Saturday, July 5, 2008

Lawlessness in rural New Mexico--at least with regard to cockfighting

This story in Sunday's New York Times discusses the persistence of cock-fighting in New Mexico, even after the state became the 49th to ban the activity in 2007. The feature illustrates the difficulty in effectively enforcing a law when law enforcement support for the ban is lukewarm and when their resources are limited. Other challenges are posed by the rural locales where the cockfighting takes place, as well as the weak penalties associated with the New Mexico ban.

Here's a short excerpt from Adam Ellick's story, which has a dateline of Chaparral, population 6,100, on the border with Mexico:

After two weeks of preparation, 150 officers, backed up by a helicopter, slipped into this sleepy desert town. Their focus was not illegal immigration or drug smuggling, but a less pressing crime: cockfighting.

But when they raided what was billed as the Christmas Cockfighting Derby in December expecting to find 300 cockfighters, they found fewer than a dozen people. The cockfighters had been tipped off, the police said, and the officers issued tickets for four misdemeanors before seizing 12 shrieking roosters.

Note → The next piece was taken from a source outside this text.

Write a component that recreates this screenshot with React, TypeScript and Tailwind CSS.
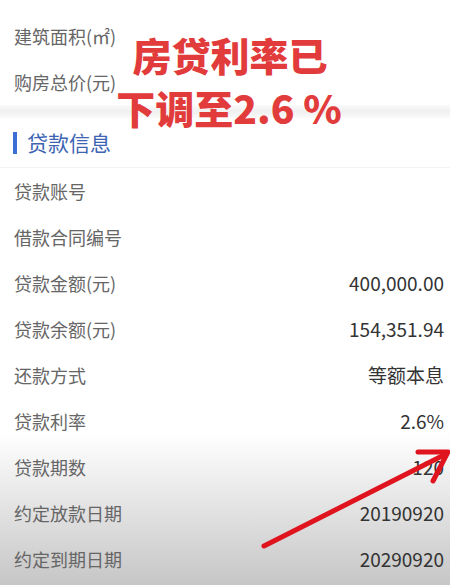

The story also features this rich quote from a rooster breeder:
“A gamecock shows me what an American should be like . . . . You defend to the death.”
Here's the closing vignette:

For 16 years, Richard and Louisa Lopez operated a 310-seat cockfighting arena at their farm in Luis Lopez, N.M. The $30,000 they earned annually from the operation helped subsidize their farm expenses, and send their children to college. Last month, they used the arena for their family reunion and a baby shower.

“We don’t have money to buy diesel sometimes,” Mr. Lopez said. “And this is the place that kept my farm going.”

New Mexico courts in January dismissed a suit by the New Mexico Gamefowl Association claiming economic devastation. An animal control investigator was similarly unsympathetic to to the Lopezes and others like them, stating: "You need to go find a job at Wal-Mart.” Guess that sorta' sums up the economic situation in rural New Mexico.